Chech (Чеч) or Chechko (Чечко) is a Bulgarian term describing a geographical and historical region of the Balkan peninsula in southeastern Europe in modern-day Bulgaria and Greece. It consists of about 60 settlements and was traditionally mostly Pomak with Orthodox Greek and Bulgarian minorities.

The Chech region is situated on the border of the much larger regions of Macedonia and Thrace. It covers the western Rhodope Mountains and the northern slopes of Falakro (Боздаг, Bozdag). It is divided in two: Drama Chech and Nevrokopi Chech. The first one and partially the second one is in Greece.

According to Vasil Kanchov the eastern border of Chech is the Dospat River and the western one is the river of Dabnitsa. Thus the Chech comprises the municipalities: Satovcha, Dospat and the villages in the valleys of the Dospat River and Bistritsa river. The villages in the Greek Chech are part of Kato Nevrokopi municipality and Sidironero community. The Pomak population of the Greek part of Chech was exchanged with Turkey during the Greek-Turkish population exchange in 1923 and replaced with Orthodox Christians from Turkey. Many of the Chech villages in Greece are now abandoned.
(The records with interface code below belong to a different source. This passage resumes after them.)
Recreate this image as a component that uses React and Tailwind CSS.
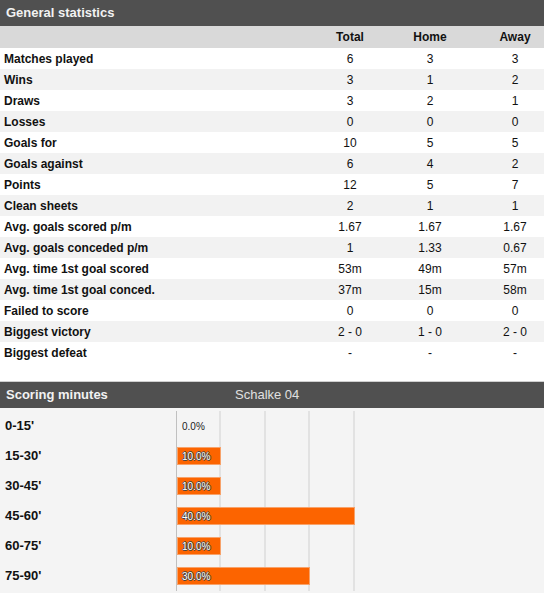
import React from 'react';

const stats = [
  ['Matches played', '6', '3', '3'],
  ['Wins', '3', '1', '2'],
  ['Draws', '3', '2', '1'],
  ['Losses', '0', '0', '0'],
  ['Goals for', '10', '5', '5'],
  ['Goals against', '6', '4', '2'],
  ['Points', '12', '5', '7'],
  ['Clean sheets', '2', '1', '1'],
  ['Avg. goals scored p/m', '1.67', '1.67', '1.67'],
  ['Avg. goals conceded p/m', '1', '1.33', '0.67'],
  ['Avg. time 1st goal scored', '53m', '49m', '57m'],
  ['Avg. time 1st goal conced.', '37m', '15m', '58m'],
  ['Failed to score', '0', '0', '0'],
  ['Biggest victory', '2 - 0', '1 - 0', '2 - 0'],
  ['Biggest defeat', '-', '-', '-'],
];

const minutes = [
  ["0-15'", 0],
  ["15-30'", 10],
  ["30-45'", 10],
  ["45-60'", 40],
  ["60-75'", 10],
  ["75-90'", 30],
];

const App = () => {
  return (
    <div className="w-[544px] min-h-[593px] bg-white font-['Liberation_Sans',Arial,sans-serif] text-[12px] text-[#111] overflow-hidden">
      {/* General statistics */}
      <div className="h-[26px] bg-[#505050] flex items-center pl-[6px]">
        <span className="text-[13px] font-bold text-[#f2f2f2]">General statistics</span>
      </div>
      <div className="grid grid-cols-[1fr_80px_80px_74px] h-[22px] items-center bg-[#d9d9d9] font-bold">
        <span></span>
        <span className="text-center">Total</span>
        <span className="text-center">Home</span>
        <span className="text-center pl-4">Away</span>
      </div>
      {stats.map((row, i) => (
        <div
          key={row[0]}
          className={`grid grid-cols-[1fr_80px_80px_74px] h-[21px] items-center ${i % 2 === 1 ? 'bg-[#f2f2f2]' : 'bg-white'}`}
        >
          <span className="pl-[4px] font-bold">{row[0]}</span>
          <span className="text-center">{row[1]}</span>
          <span className="text-center">{row[2]}</span>
          <span className="text-center pl-4">{row[3]}</span>
        </div>
      ))}

      <div className="h-[18px]"></div>

      {/* Scoring minutes */}
      <div className="border-t border-[#cfcfcf] h-[27px] bg-[#505050] flex items-center pl-[6px]">
        <span className="text-[13px] font-bold text-[#f2f2f2] w-[229px]">Scoring minutes</span>
        <span className="text-[13px] text-[#e0e0e0]">Schalke 04</span>
      </div>
      <div className="bg-[#f4f4f4] pt-[3px] pb-[4px]">
        <div className="flex">
          <div className="w-[176px] shrink-0">
            {minutes.map(([label]) => (
              <div key={label} className="h-[30px] flex items-center pl-[5px] text-[13px] font-bold">
                {label}
              </div>
            ))}
          </div>
          <div className="relative flex-1 border-l border-[#c0c0c0]">
            {/* grid lines */}
            <div className="absolute inset-y-0 left-0 flex">
              <div className="w-[44px] border-r-2 border-[#e2e2e2]"></div>
              <div className="w-[45px] border-r-2 border-[#e2e2e2]"></div>
              <div className="w-[44px] border-r-2 border-[#e2e2e2]"></div>
              <div className="w-[45px] border-r-2 border-[#e2e2e2]"></div>
            </div>
            {minutes.map(([label, pct]) => (
              <div key={label} className="relative h-[30px] flex items-center">
                {pct > 0 ? (
                  <div
                    className="h-[18px] bg-[#fc6400] border border-[#f7a26a] flex items-center pl-[4px] text-[10px] text-white [text-shadow:1px_0_0_#444,-1px_0_0_#444,0_1px_0_#444,0_-1px_0_#444]"
                    style={{ width: `${pct * 4.44}px` }}
                  >
                    {pct.toFixed(1)}%
                  </div>
                ) : (
                  <span className="pl-[5px] text-[10px] text-[#222]">{pct.toFixed(1)}%</span>
                )}
              </div>
            ))}
          </div>
        </div>
      </div>
    </div>
  );
};

export default App;
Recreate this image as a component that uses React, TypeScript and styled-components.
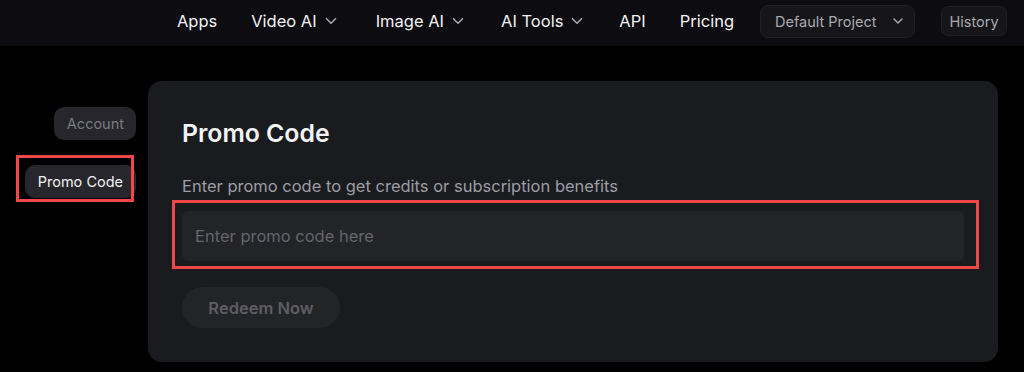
import React from 'react';
import styled, { createGlobalStyle } from 'styled-components';

const GlobalStyle = createGlobalStyle`
  html, body {
    margin: 0;
    padding: 0;
    background: #000;
    font-family: Inter, "Noto Sans", "Liberation Sans", sans-serif;
  }
  * { box-sizing: border-box; }
`;

const Page = styled.div`
  width: 1024px;
  height: 372px;
  background: #000;
  overflow: hidden;
`;

const Header = styled.header`
  height: 46px;
  background: #0d0d11;
  display: flex;
  align-items: center;
  justify-content: flex-end;
  padding-right: 17px;
`;

const NavLink = styled.a<{ $gap: number }>`
  display: flex;
  align-items: center;
  gap: 5px;
  color: #f2f2f4;
  font-size: 16.5px;
  margin-right: ${(p) => p.$gap}px;
  margin-top: -4px;
  cursor: pointer;
`;

const Chevron = styled.svg<{ $size: number }>`
  width: ${(p) => p.$size}px;
  height: ${(p) => p.$size}px;
  color: #a3a3a9;
`;

const ProjectSelect = styled.button`
  width: 155px;
  height: 33px;
  margin-top: -4px;
  margin-right: 26px;
  display: flex;
  align-items: center;
  justify-content: space-between;
  padding: 0 8px 0 14px;
  background: #16161a;
  border: 1px solid #1f1f24;
  border-radius: 8px;
  color: #a9a9b0;
  font-family: inherit;
  font-size: 14.5px;
`;

const HistoryButton = styled.button`
  height: 30px;
  width: 66px;
  margin-top: -4px;
  padding: 0;
  background: #16161a;
  border: 1px solid #1f1f24;
  border-radius: 7px;
  color: #a9a9b0;
  font-family: inherit;
  font-size: 14.5px;
`;

const Main = styled.main`
  display: flex;
  padding-top: 35px;
`;

const Sidebar = styled.nav`
  width: 148px;
  padding: 26px 12px 0 0;
  display: flex;
  flex-direction: column;
  align-items: flex-end;
  gap: 25px;
`;

const SideItem = styled.div<{ $active?: boolean }>`
  position: relative;
  height: 33px;
  padding: 0 ${(p) => (p.$active ? 13 : 12)}px 0 13px;
  display: flex;
  align-items: center;
  border-radius: 10px;
  background: #26262c;
  color: ${(p) => (p.$active ? '#f2f2f4' : '#7b7b82')};
  font-size: 14.5px;
`;

const Highlight = styled.span<{ $t: number; $r: number; $b: number; $l: number }>`
  position: absolute;
  top: ${(p) => -p.$t}px;
  right: ${(p) => -p.$r}px;
  bottom: ${(p) => -p.$b}px;
  left: ${(p) => -p.$l}px;
  border: 3px solid #f04848;
  pointer-events: none;
`;

const Card = styled.section`
  width: 850px;
  height: 281px;
  background: #1a1b1f;
  border-radius: 14px;
  padding: 37px 34px 0;
`;

const Title = styled.h1`
  margin: 0;
  color: #f4f4f6;
  font-size: 24.8px;
  font-weight: 600;
  line-height: 30px;
`;

const Label = styled.p`
  margin: 26px 0 13px;
  color: #9d9da4;
  font-size: 16.5px;
  line-height: 24px;
`;

const InputWrap = styled.div`
  position: relative;
  width: 782px;
`;

const Input = styled.input`
  width: 100%;
  height: 50px;
  padding: 0 13px;
  background: #232428;
  border: none;
  border-radius: 6px;
  color: #ddd;
  font-family: inherit;
  font-size: 16.5px;
  outline: none;

  &::placeholder {
    color: #65656b;
  }
`;

const RedeemButton = styled.button`
  margin-top: 26px;
  height: 41px;
  width: 158px;
  padding: 0;
  background: #232428;
  border: none;
  border-radius: 21px;
  color: #5d5d63;
  font-family: inherit;
  font-size: 16.5px;
  font-weight: 600;
`;

const ChevronDown = ({ size = 18 }: { size?: number }) => (
  <Chevron $size={size} viewBox="0 0 24 24" fill="none" stroke="currentColor" strokeWidth="2.2" strokeLinecap="round" strokeLinejoin="round">
    <path d="m6 9 6 6 6-6" />
  </Chevron>
);

const navItems = [
  { label: 'Apps', gap: 34 },
  { label: 'Video AI', menu: true, gap: 36 },
  { label: 'Image AI', menu: true, gap: 34 },
  { label: 'AI Tools', menu: true, gap: 33 },
  { label: 'API', gap: 34 },
  { label: 'Pricing', gap: 26 },
];

export default function App() {
  return (
    <Page>
      <GlobalStyle />
      <Header>
        {navItems.map((item) => (
          <NavLink key={item.label} $gap={item.gap}>
            {item.label}
            {item.menu && <ChevronDown />}
          </NavLink>
        ))}
        <ProjectSelect>
          Default Project
          <ChevronDown size={16} />
        </ProjectSelect>
        <HistoryButton>History</HistoryButton>
      </Header>
      <Main>
        <Sidebar>
          <SideItem>Account</SideItem>
          <SideItem $active>
            Promo Code
            <Highlight $t={10} $r={-2} $b={4} $l={9} />
          </SideItem>
        </Sidebar>
        <Card>
          <Title>Promo Code</Title>
          <Label>Enter promo code to get credits or subscription benefits</Label>
          <InputWrap>
            <Input placeholder="Enter promo code here" />
            <Highlight $t={11} $r={15} $b={8} $l={10} />
          </InputWrap>
          <RedeemButton>Redeem Now</RedeemButton>
        </Card>
      </Main>
    </Page>
  );
}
== Settlements of Nevrokopski Chech ==

The major settlements of the northern part of Chech are enlisted by Vasil Kanchov in two of his works.

=== Settlements in Bulgaria ===

- Satovcha Municipality: Bogolin, Dolen, Fargovo, Godeshevo, Kochan, Kribul, Osina, Pletena, Satovcha, Slashten, Tuhovishta, Vaklinovo, Valkosel, Zhizhevo
- Dospat Municipality: Brashten, Ljubcha and Tsrancha
- Garmen Municipality: Dolno Dryanovo, Hvostiane, Krushevo, Oreshe
- Hadzhidimovo Municipality: Ablanitsa, Beslen, Blatska, Teplen

=== Settlements in Greece ===

- Drama municipality: Kastanohoma (Zarnovitsa), Mirsinero (Pepelash)
- Nevrokopi municipality: Agios Petros (Peruh), Agriokerasea (Izbishta), Ahladomilea (Debren), Delta (Vitovo), Diplohori (Dablen), Eklisaki (Manastir), Erimoklisia (Kolyarba), Katahloron (Rakishten), Kremasta (Lozna), Kritaristra (Kashitsa), Lakouda (Gorna Lakavitsa), Mavrohori (Tisovo), Melisomandra (Maloshijtsa), Mesovuni (Siderovo), Milopetra (Mazhdel), Mikroklisura (Dolna Lakavitsa), Mikromilia (Ustitsa), Perasma (Stranen), Pochan, Poliliton (Sarchan, Staredzik), Potami (Borovo), Psihron (Kosten), Shurdilovo, Virsan (Vrashten), Vrahohori (Boren)
- Sidironero community: Dobryadzil, Evrenes (Pulovo), Kainchen (Antilalos), Kalikarpo (Lovchishta), Kesariano (Ruskovo), Klista (Kolyush), Kokino (Barhovo), Limon (Rashovo), Magnisio (Grazhdel), Oropedio (Vladikovo), Papades (Popovo selo), Plakostroto (Glum), Sidironero, (Osenitsa), Skaloti (Liban), Stavrodromi (Orhovo), Voskotopi (Verdzhenitsa, Drazhenitsa), Vounohori (Pribojna), Vrahotopos (Kalchovo)

Italics indicates not inhabited settlement at the 2001 census.